This picture is from my visit to the Cherokee on York Avenue and E 78th Street in the Upper East Side in Manhattan some years ago. Originally it was called “The Shively Sanitary Apartments”. “Sanitary” because when built in 1909 with Mrs. William K. Vanderbilt’s money, Dr. Henry Shively’s initiative and Henry Atterbury Smith’s design the buildings were to cure all bad things in city life, and especially tuberculosis. As such it is actually one of the first examples of modern housing design principles.
Despite its romantic looks the building is hard-core modernist: Light and air were the design principles. It is also one of the first attempts to actually increase the quality of life of the working class. As the only remedy to tuberculosis (and to pretty much every other illness as well) at the time was to sit in the open air the apartments have floor-to-ceiling windows in two or more directions, balconies, outdoor stairwells and pergolas on the roof of each building (these have been later removed). For some time the building also housed a home hospital to treat the residents.

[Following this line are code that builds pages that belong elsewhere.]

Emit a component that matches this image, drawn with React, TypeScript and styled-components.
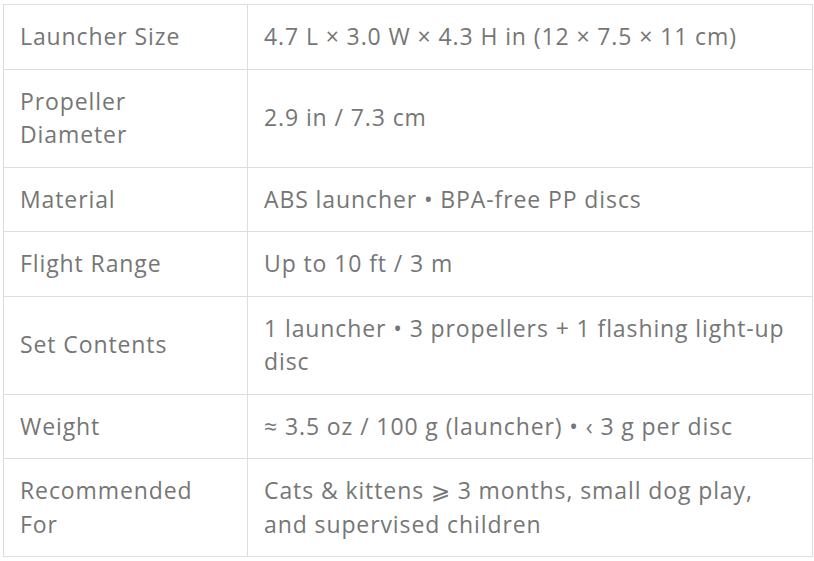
import React from 'react';
import styled, { createGlobalStyle } from 'styled-components';

const GlobalStyle = createGlobalStyle`
  html, body {
    margin: 0;
    padding: 0;
    background: #ffffff;
  }
  body {
    font-family: "Open Sans", "Noto Sans", sans-serif;
  }
`;

type Spec = {
  label: string;
  value: string;
};

const specs: Spec[] = [
  { label: 'Launcher Size', value: '4.7 L × 3.0 W × 4.3 H in (12 × 7.5 × 11 cm)' },
  { label: 'Propeller Diameter', value: '2.9 in / 7.3 cm' },
  { label: 'Material', value: 'ABS launcher • BPA-free PP discs' },
  { label: 'Flight Range', value: 'Up to 10 ft / 3 m' },
  { label: 'Set Contents', value: '1 launcher • 3 propellers + 1 flashing light-up disc' },
  { label: 'Weight', value: '≈ 3.5 oz / 100 g (launcher) • ‹ 3 g per disc' },
  { label: 'Recommended For', value: 'Cats & kittens ⩾ 3 months, small dog play, and supervised children' },
];

const App = () => {
  return (
    <>
      <GlobalStyle />
      <Page>
        <SpecTable>
          <tbody>
            {specs.map((s) => (
              <Row key={s.label}>
                <LabelCell>{s.label}</LabelCell>
                <ValueCell>{s.value}</ValueCell>
              </Row>
            ))}
          </tbody>
        </SpecTable>
      </Page>
    </>
  );
};

const Page = styled.div`
  padding: 4px 2px 0 3px;
`;

const SpecTable = styled.table`
  width: 810px;
  border-collapse: collapse;
  table-layout: fixed;
  color: #767676;
  font-size: 23px;
  line-height: 33.5px;
  letter-spacing: 0.9px;
`;

const Row = styled.tr`
  border: 1px solid #dddddd;
`;

const LabelCell = styled.td`
  width: 211px;
  padding: 15px 16px;
  border: 1px solid #dddddd;
  vertical-align: middle;
`;

const ValueCell = styled.td`
  padding: 15px 20px 15px 16px;
  border: 1px solid #dddddd;
  vertical-align: middle;
`;

export default App;
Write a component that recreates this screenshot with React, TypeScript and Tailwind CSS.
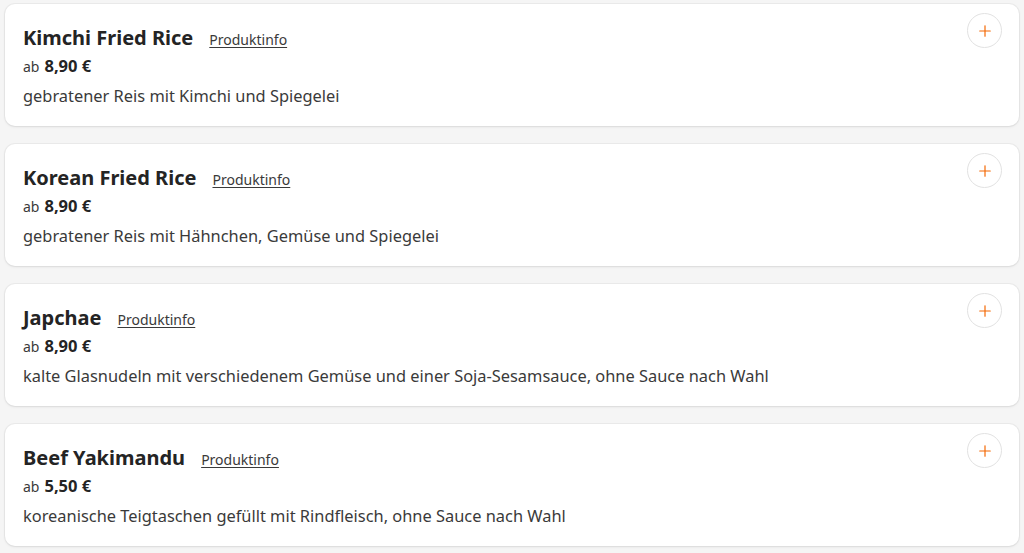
import { Plus } from 'lucide-react';

type Dish = {
  name: string;
  price: string;
  description: string;
};

const DISHES: Dish[] = [
  { name: 'Kimchi Fried Rice', price: '8,90 €', description: 'gebratener Reis mit Kimchi und Spiegelei' },
  { name: 'Korean Fried Rice', price: '8,90 €', description: 'gebratener Reis mit Hähnchen, Gemüse und Spiegelei' },
  { name: 'Japchae', price: '8,90 €', description: 'kalte Glasnudeln mit verschiedenem Gemüse und einer Soja-Sesamsauce, ohne Sauce nach Wahl' },
  { name: 'Beef Yakimandu', price: '5,50 €', description: 'koreanische Teigtaschen gefüllt mit Rindfleisch, ohne Sauce nach Wahl' },
];

function DishCard({ dish }: { dish: Dish }) {
  return (
    <div className="relative h-[122px] rounded-[10px] bg-white pl-[18px] pr-4 pt-[21px] shadow-[0_0_0_1px_rgba(0,0,0,0.04),0_1px_3px_rgba(0,0,0,0.08)]">
      <div className="flex items-baseline gap-4">
        <h3 className="text-[20px] font-bold leading-[26px] text-[#242424]">{dish.name}</h3>
        <a href="#" className="text-[14px] text-[#3a3a3a] underline underline-offset-2">
          Produktinfo
        </a>
      </div>
      <div className="mt-[4px] flex items-baseline gap-[5px] leading-[22px] text-[#242424]">
        <span className="text-[14px] text-[#3a3a3a]">ab</span>
        <span className="text-[16.5px] font-bold">{dish.price}</span>
      </div>
      <p className="mt-[7px] text-[16.4px] leading-[22px] text-[#3a3a3a]">{dish.description}</p>

      {/* add button */}
      <button
        type="button"
        className="absolute right-[17px] top-[9px] flex h-[35px] w-[35px] items-center justify-center rounded-full border border-[#e2e2e2] bg-white text-[#f36805]"
        aria-label="Hinzufügen"
      >
        <Plus size={18} strokeWidth={1.6} />
      </button>
    </div>
  );
}

export default function App() {
  return (
    <div
      className="min-h-[553px] w-[1024px] bg-[#f5f5f5] px-[5px] pt-[4px]"
      style={{ fontFamily: '"Noto Sans", "Open Sans", sans-serif' }}
    >
      <div className="flex flex-col gap-[18px]">
        {DISHES.map((d) => (
          <DishCard key={d.name} dish={d} />
        ))}
      </div>
    </div>
  );
}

The stairs in the six-story building have beautiful integrated benches to take a break when climbing up – which perhaps from today’s perspective does not seem as considerate as originally intended.
The philanthropic mission was finally a failure. Apparently they could not cure tuberculosis with architecture. But because of the elegance of its architecture, notably the Guastavino tiled passageways and cast iron balconies it remains a much beloved building and manages at the same time to demonstrate all the good intentions that modernist housing architecture originally had.